Short task:
Make an exact copy of the lines below.
begin Stored data
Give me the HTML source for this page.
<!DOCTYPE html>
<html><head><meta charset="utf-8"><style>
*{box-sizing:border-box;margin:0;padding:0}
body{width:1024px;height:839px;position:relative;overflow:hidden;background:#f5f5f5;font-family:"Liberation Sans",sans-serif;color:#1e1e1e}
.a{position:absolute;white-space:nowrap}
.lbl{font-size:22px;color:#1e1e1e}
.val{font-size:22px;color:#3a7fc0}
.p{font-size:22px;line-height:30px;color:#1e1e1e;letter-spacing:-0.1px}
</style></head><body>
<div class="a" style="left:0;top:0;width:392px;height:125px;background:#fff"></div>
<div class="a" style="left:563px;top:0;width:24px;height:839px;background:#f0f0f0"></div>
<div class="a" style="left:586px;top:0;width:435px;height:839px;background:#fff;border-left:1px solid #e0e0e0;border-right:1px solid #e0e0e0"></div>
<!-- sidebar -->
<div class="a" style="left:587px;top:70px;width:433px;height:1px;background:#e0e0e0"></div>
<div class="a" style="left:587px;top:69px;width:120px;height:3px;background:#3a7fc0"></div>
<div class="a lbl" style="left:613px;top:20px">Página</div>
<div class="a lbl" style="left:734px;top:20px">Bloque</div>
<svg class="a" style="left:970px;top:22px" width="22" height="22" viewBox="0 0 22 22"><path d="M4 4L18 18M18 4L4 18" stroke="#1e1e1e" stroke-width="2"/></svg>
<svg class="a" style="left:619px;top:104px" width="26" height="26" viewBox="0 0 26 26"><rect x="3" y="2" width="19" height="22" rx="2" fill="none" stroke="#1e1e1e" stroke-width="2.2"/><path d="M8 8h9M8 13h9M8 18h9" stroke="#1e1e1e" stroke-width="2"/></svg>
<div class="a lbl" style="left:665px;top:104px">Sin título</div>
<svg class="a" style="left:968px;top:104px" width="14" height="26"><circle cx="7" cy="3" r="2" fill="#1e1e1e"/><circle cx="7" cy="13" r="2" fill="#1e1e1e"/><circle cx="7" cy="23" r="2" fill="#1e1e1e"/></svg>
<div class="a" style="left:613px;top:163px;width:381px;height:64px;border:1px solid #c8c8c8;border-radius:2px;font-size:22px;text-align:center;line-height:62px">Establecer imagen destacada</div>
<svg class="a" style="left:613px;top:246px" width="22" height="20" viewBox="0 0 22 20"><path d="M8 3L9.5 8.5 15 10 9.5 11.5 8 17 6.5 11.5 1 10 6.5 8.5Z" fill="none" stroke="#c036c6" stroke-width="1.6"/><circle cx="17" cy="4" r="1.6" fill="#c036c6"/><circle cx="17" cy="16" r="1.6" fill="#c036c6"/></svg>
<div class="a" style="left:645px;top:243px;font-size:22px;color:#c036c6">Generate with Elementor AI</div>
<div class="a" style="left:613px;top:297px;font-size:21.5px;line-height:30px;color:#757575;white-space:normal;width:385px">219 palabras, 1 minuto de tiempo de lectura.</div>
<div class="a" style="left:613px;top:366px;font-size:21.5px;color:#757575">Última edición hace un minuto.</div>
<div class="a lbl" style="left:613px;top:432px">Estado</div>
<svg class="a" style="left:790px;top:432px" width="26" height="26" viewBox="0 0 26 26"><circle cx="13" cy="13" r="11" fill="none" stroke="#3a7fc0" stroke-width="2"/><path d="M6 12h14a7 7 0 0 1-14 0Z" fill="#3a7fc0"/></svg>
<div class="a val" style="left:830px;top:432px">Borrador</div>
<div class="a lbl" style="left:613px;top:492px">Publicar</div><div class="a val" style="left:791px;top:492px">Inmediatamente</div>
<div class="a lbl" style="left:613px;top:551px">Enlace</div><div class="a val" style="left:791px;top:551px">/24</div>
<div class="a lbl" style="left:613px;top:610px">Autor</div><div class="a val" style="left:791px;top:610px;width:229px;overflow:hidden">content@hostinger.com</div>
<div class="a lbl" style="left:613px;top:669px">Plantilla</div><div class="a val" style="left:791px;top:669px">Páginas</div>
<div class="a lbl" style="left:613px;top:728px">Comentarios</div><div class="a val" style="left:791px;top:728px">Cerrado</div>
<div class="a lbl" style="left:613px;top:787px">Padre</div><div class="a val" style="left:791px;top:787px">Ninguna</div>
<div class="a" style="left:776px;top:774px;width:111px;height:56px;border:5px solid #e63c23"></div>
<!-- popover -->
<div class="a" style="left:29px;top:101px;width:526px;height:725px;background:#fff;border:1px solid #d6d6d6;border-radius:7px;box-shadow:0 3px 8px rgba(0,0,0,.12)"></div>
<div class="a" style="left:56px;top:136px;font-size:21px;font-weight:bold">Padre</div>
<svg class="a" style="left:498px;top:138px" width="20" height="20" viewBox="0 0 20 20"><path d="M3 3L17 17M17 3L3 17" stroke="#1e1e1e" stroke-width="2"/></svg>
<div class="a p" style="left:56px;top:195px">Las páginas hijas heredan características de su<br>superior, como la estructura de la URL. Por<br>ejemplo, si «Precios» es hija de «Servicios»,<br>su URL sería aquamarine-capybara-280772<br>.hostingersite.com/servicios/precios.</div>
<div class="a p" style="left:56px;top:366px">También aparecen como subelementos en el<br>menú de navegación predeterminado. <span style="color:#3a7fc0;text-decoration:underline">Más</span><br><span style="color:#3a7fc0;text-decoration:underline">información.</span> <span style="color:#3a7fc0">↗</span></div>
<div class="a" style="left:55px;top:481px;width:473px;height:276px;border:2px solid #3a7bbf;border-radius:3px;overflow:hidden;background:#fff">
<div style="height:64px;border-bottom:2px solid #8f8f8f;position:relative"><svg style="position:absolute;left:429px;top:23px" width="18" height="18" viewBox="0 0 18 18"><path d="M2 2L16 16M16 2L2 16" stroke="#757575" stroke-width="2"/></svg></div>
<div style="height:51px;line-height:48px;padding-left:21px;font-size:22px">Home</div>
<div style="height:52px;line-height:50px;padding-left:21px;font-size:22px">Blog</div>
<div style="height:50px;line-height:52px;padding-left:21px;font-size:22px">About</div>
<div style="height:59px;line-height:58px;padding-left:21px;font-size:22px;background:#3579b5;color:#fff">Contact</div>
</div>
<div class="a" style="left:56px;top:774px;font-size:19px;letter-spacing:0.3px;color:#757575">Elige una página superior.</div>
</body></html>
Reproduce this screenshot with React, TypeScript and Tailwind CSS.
end Stored data
Output of the task:
Give me the HTML source for this page.
<!DOCTYPE html>
<html><head><meta charset="utf-8"><style>
*{box-sizing:border-box;margin:0;padding:0}
body{width:1024px;height:839px;position:relative;overflow:hidden;background:#f5f5f5;font-family:"Liberation Sans",sans-serif;color:#1e1e1e}
.a{position:absolute;white-space:nowrap}
.lbl{font-size:22px;color:#1e1e1e}
.val{font-size:22px;color:#3a7fc0}
.p{font-size:22px;line-height:30px;color:#1e1e1e;letter-spacing:-0.1px}
</style></head><body>
<div class="a" style="left:0;top:0;width:392px;height:125px;background:#fff"></div>
<div class="a" style="left:563px;top:0;width:24px;height:839px;background:#f0f0f0"></div>
<div class="a" style="left:586px;top:0;width:435px;height:839px;background:#fff;border-left:1px solid #e0e0e0;border-right:1px solid #e0e0e0"></div>
<!-- sidebar -->
<div class="a" style="left:587px;top:70px;width:433px;height:1px;background:#e0e0e0"></div>
<div class="a" style="left:587px;top:69px;width:120px;height:3px;background:#3a7fc0"></div>
<div class="a lbl" style="left:613px;top:20px">Página</div>
<div class="a lbl" style="left:734px;top:20px">Bloque</div>
<svg class="a" style="left:970px;top:22px" width="22" height="22" viewBox="0 0 22 22"><path d="M4 4L18 18M18 4L4 18" stroke="#1e1e1e" stroke-width="2"/></svg>
<svg class="a" style="left:619px;top:104px" width="26" height="26" viewBox="0 0 26 26"><rect x="3" y="2" width="19" height="22" rx="2" fill="none" stroke="#1e1e1e" stroke-width="2.2"/><path d="M8 8h9M8 13h9M8 18h9" stroke="#1e1e1e" stroke-width="2"/></svg>
<div class="a lbl" style="left:665px;top:104px">Sin título</div>
<svg class="a" style="left:968px;top:104px" width="14" height="26"><circle cx="7" cy="3" r="2" fill="#1e1e1e"/><circle cx="7" cy="13" r="2" fill="#1e1e1e"/><circle cx="7" cy="23" r="2" fill="#1e1e1e"/></svg>
<div class="a" style="left:613px;top:163px;width:381px;height:64px;border:1px solid #c8c8c8;border-radius:2px;font-size:22px;text-align:center;line-height:62px">Establecer imagen destacada</div>
<svg class="a" style="left:613px;top:246px" width="22" height="20" viewBox="0 0 22 20"><path d="M8 3L9.5 8.5 15 10 9.5 11.5 8 17 6.5 11.5 1 10 6.5 8.5Z" fill="none" stroke="#c036c6" stroke-width="1.6"/><circle cx="17" cy="4" r="1.6" fill="#c036c6"/><circle cx="17" cy="16" r="1.6" fill="#c036c6"/></svg>
<div class="a" style="left:645px;top:243px;font-size:22px;color:#c036c6">Generate with Elementor AI</div>
<div class="a" style="left:613px;top:297px;font-size:21.5px;line-height:30px;color:#757575;white-space:normal;width:385px">219 palabras, 1 minuto de tiempo de lectura.</div>
<div class="a" style="left:613px;top:366px;font-size:21.5px;color:#757575">Última edición hace un minuto.</div>
<div class="a lbl" style="left:613px;top:432px">Estado</div>
<svg class="a" style="left:790px;top:432px" width="26" height="26" viewBox="0 0 26 26"><circle cx="13" cy="13" r="11" fill="none" stroke="#3a7fc0" stroke-width="2"/><path d="M6 12h14a7 7 0 0 1-14 0Z" fill="#3a7fc0"/></svg>
<div class="a val" style="left:830px;top:432px">Borrador</div>
<div class="a lbl" style="left:613px;top:492px">Publicar</div><div class="a val" style="left:791px;top:492px">Inmediatamente</div>
<div class="a lbl" style="left:613px;top:551px">Enlace</div><div class="a val" style="left:791px;top:551px">/24</div>
<div class="a lbl" style="left:613px;top:610px">Autor</div><div class="a val" style="left:791px;top:610px;width:229px;overflow:hidden">content@hostinger.com</div>
<div class="a lbl" style="left:613px;top:669px">Plantilla</div><div class="a val" style="left:791px;top:669px">Páginas</div>
<div class="a lbl" style="left:613px;top:728px">Comentarios</div><div class="a val" style="left:791px;top:728px">Cerrado</div>
<div class="a lbl" style="left:613px;top:787px">Padre</div><div class="a val" style="left:791px;top:787px">Ninguna</div>
<div class="a" style="left:776px;top:774px;width:111px;height:56px;border:5px solid #e63c23"></div>
<!-- popover -->
<div class="a" style="left:29px;top:101px;width:526px;height:725px;background:#fff;border:1px solid #d6d6d6;border-radius:7px;box-shadow:0 3px 8px rgba(0,0,0,.12)"></div>
<div class="a" style="left:56px;top:136px;font-size:21px;font-weight:bold">Padre</div>
<svg class="a" style="left:498px;top:138px" width="20" height="20" viewBox="0 0 20 20"><path d="M3 3L17 17M17 3L3 17" stroke="#1e1e1e" stroke-width="2"/></svg>
<div class="a p" style="left:56px;top:195px">Las páginas hijas heredan características de su<br>superior, como la estructura de la URL. Por<br>ejemplo, si «Precios» es hija de «Servicios»,<br>su URL sería aquamarine-capybara-280772<br>.hostingersite.com/servicios/precios.</div>
<div class="a p" style="left:56px;top:366px">También aparecen como subelementos en el<br>menú de navegación predeterminado. <span style="color:#3a7fc0;text-decoration:underline">Más</span><br><span style="color:#3a7fc0;text-decoration:underline">información.</span> <span style="color:#3a7fc0">↗</span></div>
<div class="a" style="left:55px;top:481px;width:473px;height:276px;border:2px solid #3a7bbf;border-radius:3px;overflow:hidden;background:#fff">
<div style="height:64px;border-bottom:2px solid #8f8f8f;position:relative"><svg style="position:absolute;left:429px;top:23px" width="18" height="18" viewBox="0 0 18 18"><path d="M2 2L16 16M16 2L2 16" stroke="#757575" stroke-width="2"/></svg></div>
<div style="height:51px;line-height:48px;padding-left:21px;font-size:22px">Home</div>
<div style="height:52px;line-height:50px;padding-left:21px;font-size:22px">Blog</div>
<div style="height:50px;line-height:52px;padding-left:21px;font-size:22px">About</div>
<div style="height:59px;line-height:58px;padding-left:21px;font-size:22px;background:#3579b5;color:#fff">Contact</div>
</div>
<div class="a" style="left:56px;top:774px;font-size:19px;letter-spacing:0.3px;color:#757575">Elige una página superior.</div>
</body></html>
Reproduce this screenshot with React, TypeScript and Tailwind CSS.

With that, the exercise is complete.